The bad queries we optimized in Part 1 are still there and looking at what they actually do, they do not look particularly useful.

Multiple instances of a reporting query running in parallel. Even optimized they seem to be wasteful. We want to know where they come from.

Looking at the queries themselves, we see this SQL:

SELECT SUM(bin_length) FROM nodes WHERE node_type=1 and repo = '<reponame>'

This is a reporting query that calculates the cumulative size of all things in one repo in our Artifactory. Now that it is fast we can see, it arrives in 15s intervals, and from each of our Artifactory application instances.

This suggests that the query string is being generated from the actual Artifactory binary.
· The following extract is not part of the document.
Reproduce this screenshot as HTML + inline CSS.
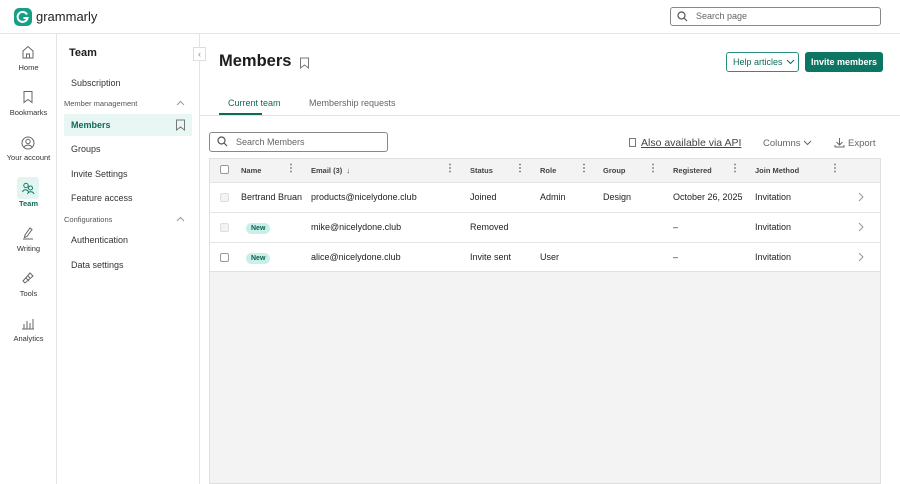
<!DOCTYPE html><html><head><style>
*{box-sizing:border-box;margin:0;padding:0}
body{width:900px;height:484px;overflow:hidden;font-family:"Liberation Sans",sans-serif;color:#1d1d1d;background:#fff;position:relative;font-size:9px}
.a{position:absolute}
.top{left:0;top:0;width:900px;height:34px;border-bottom:1px solid #e4e4e4}
.rail{left:0;top:34px;width:57px;height:450px;border-right:1px solid #e4e4e4}
.ri{position:absolute;left:0;width:57px;text-align:center;font-size:7.5px;color:#333}
.ic{position:absolute;left:21px}
.side{left:57px;top:34px;width:143px;height:450px;border-right:1px solid #e4e4e4}
.sn{position:absolute;left:14px;font-size:9px;color:#333}
.sh{position:absolute;left:7px;font-size:7.5px;color:#555}
.th{position:absolute;top:166px;font-size:7.5px;color:#444;font-weight:bold}
.td{position:absolute;font-size:9px;color:#222}
.dots{position:absolute;top:164px;font-size:10px;color:#666;font-weight:bold;line-height:1}
.new{background:#c8efe8;color:#0d5c4f;font-size:7px;font-weight:bold;padding:2px 5px;border-radius:7px}
.cb{position:absolute;left:220px;width:9px;height:9px;border:1px solid #bbb;border-radius:2px;background:#f3f3f3}
</style></head><body>
<div class="a top"></div>
<svg class="a" style="left:14px;top:8px" width="18" height="18" viewBox="0 0 18 18"><rect width="18" height="18" rx="5" fill="#15a085"/><path d="M13 6.5A5 5 0 1 0 13.5 10H9.5" stroke="#fff" stroke-width="2" fill="none"/></svg>
<div class="a" style="left:36px;top:9px;font-size:13px;color:#222">grammarly</div>
<div class="a" style="left:670px;top:7px;width:211px;height:19px;border:1px solid #888;border-radius:3px"></div>
<svg class="a" style="left:677px;top:11px" width="11" height="11"><circle cx="4.5" cy="4.5" r="3.5" stroke="#555" fill="none" stroke-width="1.2"/><path d="M7 7l3 3" stroke="#555" stroke-width="1.2"/></svg>
<div class="a" style="left:696px;top:11px;font-size:9px;color:#666">Search page</div>

<div class="a rail"></div>
<svg class="ic" style="top:45px" width="14" height="14" fill="none" stroke="#666" stroke-width="1"><path d="M2 6L7 1.5 12 6V13H2Z"/><path d="M5.5 13V9h3v4"/></svg><div class="ri" style="top:63px">Home</div>
<svg class="ic" style="top:90px" width="14" height="14" fill="none" stroke="#666" stroke-width="1"><path d="M3 1.5h8v11L7 9.5 3 12.5Z"/></svg><div class="ri" style="top:108px">Bookmarks</div>
<svg class="ic" style="top:136px" width="14" height="14" fill="none" stroke="#666" stroke-width="1"><circle cx="7" cy="7" r="6"/><circle cx="7" cy="5.5" r="2.2"/><path d="M3 11c2-2.5 6-2.5 8 0"/></svg><div class="ri" style="top:153px">Your account</div>
<div class="a" style="left:17px;top:177px;width:22px;height:22px;background:#e3f5f1;border-radius:3px"></div>
<svg class="ic" style="top:181px" width="14" height="14" fill="none" stroke="#0d7a66" stroke-width="1"><circle cx="5" cy="4.5" r="2.2"/><circle cx="9.5" cy="7" r="2"/><path d="M1.5 11c1-3 5-3 6 0M6.5 13c1-3 5.5-3 6.5 0"/></svg><div class="ri" style="top:199px;color:#0d6b5a;font-weight:bold">Team</div>
<svg class="ic" style="top:226px" width="14" height="14" fill="none" stroke="#666" stroke-width="1"><path d="M4 9l5-7 2 1.5-5 7-2.5 1z"/><path d="M2 13h10"/></svg><div class="ri" style="top:244px">Writing</div>
<svg class="ic" style="top:271px" width="14" height="14" fill="none" stroke="#666" stroke-width="1"><path d="M2 10l7-8 3 3-8 7z"/><path d="M5 7l3 3M7 5l2 2"/></svg><div class="ri" style="top:289px">Tools</div>
<svg class="ic" style="top:316px" width="14" height="14" fill="none" stroke="#666" stroke-width="1"><path d="M1 13h12M3 13V8M6 13V5M9 13V7M12 13V3"/></svg><div class="ri" style="top:334px">Analytics</div>

<div class="a side"></div>
<div class="a" style="left:69px;top:47px;font-size:11px;font-weight:bold">Team</div>
<div class="a" style="left:193px;top:47px;width:13px;height:14px;border:1px solid #ddd;background:#fff;font-size:9px;color:#888;text-align:center;line-height:12px">‹</div>
<div class="sn" style="left:71px;top:78px">Subscription</div>
<div class="sh" style="left:64px;top:99px">Member management</div>
<svg class="a" style="left:176px;top:100px" width="9" height="6" fill="none" stroke="#999"><path d="M1 5l3.5-3.5L8 5"/></svg>
<div class="a" style="left:64px;top:114px;width:128px;height:22px;background:#e8f6f4"></div>
<div class="sn" style="left:71px;top:120px;color:#0d6b5a;font-weight:bold">Members</div>
<svg class="a" style="left:175px;top:119px" width="11" height="12" fill="none" stroke="#777"><path d="M1.5 1h8v10L5.5 8 1.5 11Z"/></svg>
<div class="sn" style="left:71px;top:144px">Groups</div>
<div class="sn" style="left:71px;top:169px">Invite Settings</div>
<div class="sn" style="left:71px;top:193px">Feature access</div>
<div class="sh" style="left:64px;top:215px">Configurations</div>
<svg class="a" style="left:176px;top:216px" width="9" height="6" fill="none" stroke="#999"><path d="M1 5l3.5-3.5L8 5"/></svg>
<div class="sn" style="left:71px;top:235px">Authentication</div>
<div class="sn" style="left:71px;top:260px">Data settings</div>

<div class="a" style="left:219px;top:52px;font-size:16.5px;font-weight:bold">Members</div>
<svg class="a" style="left:299px;top:57px" width="11" height="12" fill="none" stroke="#777"><path d="M1.5 1h8v10L5.5 8 1.5 11Z"/></svg>
<div class="a" style="left:726px;top:52px;width:73px;height:20px;border:1px solid #2a8f7c;border-radius:3px;font-size:9px;color:#0d6b5a;line-height:18px;padding-left:6px">Help articles</div>
<svg class="a" style="left:786px;top:59px" width="9" height="6" fill="none" stroke="#0d6b5a"><path d="M1 1l3.5 3.5L8 1"/></svg>
<div class="a" style="left:805px;top:52px;width:78px;height:20px;background:#0d7663;border-radius:3px;font-size:9px;color:#fff;font-weight:bold;line-height:20px;text-align:center">Invite members</div>
<div class="a" style="left:228px;top:98px;font-size:9px;color:#0d6b5a">Current team</div>
<div class="a" style="left:219px;top:113px;width:43px;height:2px;background:#0d6b5a"></div>
<div class="a" style="left:309px;top:98px;font-size:9px;color:#666">Membership requests</div>
<div class="a" style="left:200px;top:115px;width:700px;height:1px;background:#e2e2e2"></div>

<div class="a" style="left:209px;top:132px;width:179px;height:20px;border:1px solid #888;border-radius:3px"></div>
<svg class="a" style="left:217px;top:136px" width="11" height="11"><circle cx="4.5" cy="4.5" r="3.5" stroke="#555" fill="none" stroke-width="1.2"/><path d="M7 7l3 3" stroke="#555" stroke-width="1.2"/></svg>
<div class="a" style="left:236px;top:137px;font-size:9px;color:#666">Search Members</div>
<div class="a" style="left:629px;top:138px;width:7px;height:9px;border:1px solid #777"></div>
<div class="a" style="left:641px;top:137px;font-size:10.5px;color:#444;text-decoration:underline">Also available via API</div>
<div class="a" style="left:763px;top:138px;font-size:9.5px;color:#666">Columns</div>
<svg class="a" style="left:803px;top:140px" width="9" height="6" fill="none" stroke="#666"><path d="M1 1l3.5 3.5L8 1"/></svg>
<svg class="a" style="left:834px;top:137px" width="11" height="11" fill="none" stroke="#666"><path d="M5.5 1v7M2.5 5l3 3 3-3M1 8v2h9V8"/></svg>
<div class="a" style="left:848px;top:138px;font-size:9.5px;color:#666">Export</div>

<div class="a" style="left:209px;top:158px;width:672px;height:326px;border:1px solid #e0e0e0;background:#f3f3f3"></div>
<div class="a" style="left:210px;top:182px;width:670px;height:90px;background:#fff"></div>
<div class="a" style="left:210px;top:212px;width:670px;height:1px;background:#e4e4e4"></div>
<div class="a" style="left:210px;top:242px;width:670px;height:1px;background:#e4e4e4"></div>
<div class="a" style="left:210px;top:182px;width:670px;height:1px;background:#e4e4e4"></div>
<div class="a" style="left:210px;top:271px;width:670px;height:1px;background:#e0e0e0"></div>
<div class="cb" style="top:165px;background:#fff;border-color:#999"></div>
<div class="th" style="left:241px">Name</div><div class="dots" style="left:286px">⋮</div>
<div class="th" style="left:311px">Email (3) &nbsp;↓</div><div class="dots" style="left:445px">⋮</div>
<div class="th" style="left:470px">Status</div><div class="dots" style="left:515px">⋮</div>
<div class="th" style="left:540px">Role</div><div class="dots" style="left:579px">⋮</div>
<div class="th" style="left:603px">Group</div><div class="dots" style="left:648px">⋮</div>
<div class="th" style="left:673px">Registered</div><div class="dots" style="left:730px">⋮</div>
<div class="th" style="left:755px">Join Method</div><div class="dots" style="left:830px">⋮</div>

<div class="cb" style="top:193px;border-color:#ddd"></div>
<div class="td" style="left:241px;top:192px">Bertrand Bruan</div><div class="td" style="left:311px;top:192px">products@nicelydone.club</div>
<div class="td" style="left:470px;top:192px">Joined</div><div class="td" style="left:540px;top:192px">Admin</div><div class="td" style="left:603px;top:192px">Design</div>
<div class="td" style="left:673px;top:192px">October 26, 2025</div><div class="td" style="left:755px;top:192px">Invitation</div>
<svg class="a" style="left:858px;top:192px" width="6" height="10" fill="none" stroke="#999"><path d="M1 1l4 4-4 4"/></svg>

<div class="cb" style="top:223px;border-color:#ddd"></div>
<div class="td" style="left:246px;top:222px"><span class="new">New</span></div><div class="td" style="left:311px;top:222px">mike@nicelydone.club</div>
<div class="td" style="left:470px;top:222px">Removed</div><div class="td" style="left:673px;top:222px">–</div><div class="td" style="left:755px;top:222px">Invitation</div>
<svg class="a" style="left:858px;top:222px" width="6" height="10" fill="none" stroke="#999"><path d="M1 1l4 4-4 4"/></svg>

<div class="cb" style="top:253px;background:#fff;border-color:#999"></div>
<div class="td" style="left:246px;top:252px"><span class="new">New</span></div><div class="td" style="left:311px;top:252px">alice@nicelydone.club</div>
<div class="td" style="left:470px;top:252px">Invite sent</div><div class="td" style="left:540px;top:252px">User</div><div class="td" style="left:673px;top:252px">–</div><div class="td" style="left:755px;top:252px">Invitation</div>
<svg class="a" style="left:858px;top:252px" width="6" height="10" fill="none" stroke="#999"><path d="M1 1l4 4-4 4"/></svg>
</body></html>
We can in fact download the Artifactory Java sourcecode and throw it into IntelliJ, and then hunt for this. We even find something, because the query string is thankfully embedded literally in a DAO class, and not generated.

To make a long search and a number of support conversations short:

  • These queries can’t be fast, but they can be faster than originally thought, thanks to covering indexes.
  • Because of that, there is a cache in Artifactory for this.
  • Clearly, as shown by the recurring 15s appearance of the queries, the cache does not work.
  • Turns out, it does work for Artifactory work, but if you turn on JMX monitoring, the JMX will circumvent the cache and get you fresh values at high cost, for each Artifactory application instance, from the only database that we have, at the Prometheus scraping interval of 15s.
  • Turning off monitoring for this component removed this source of workload.
  • This is undocumented in Artifactory, and was also not immediately obvious to their support.

The query shown above is just one instance of multiple queries with similar characteristics and cost. To properly estimate the impact, multiply the effect by 3-4, and then by the number of application instances connected to the database.

So are we good now?

From the database point of view, this is as good as it gets. The database is not currently a stability item or scalability limit, the current config could even be scaled back to a cheap standard Blade.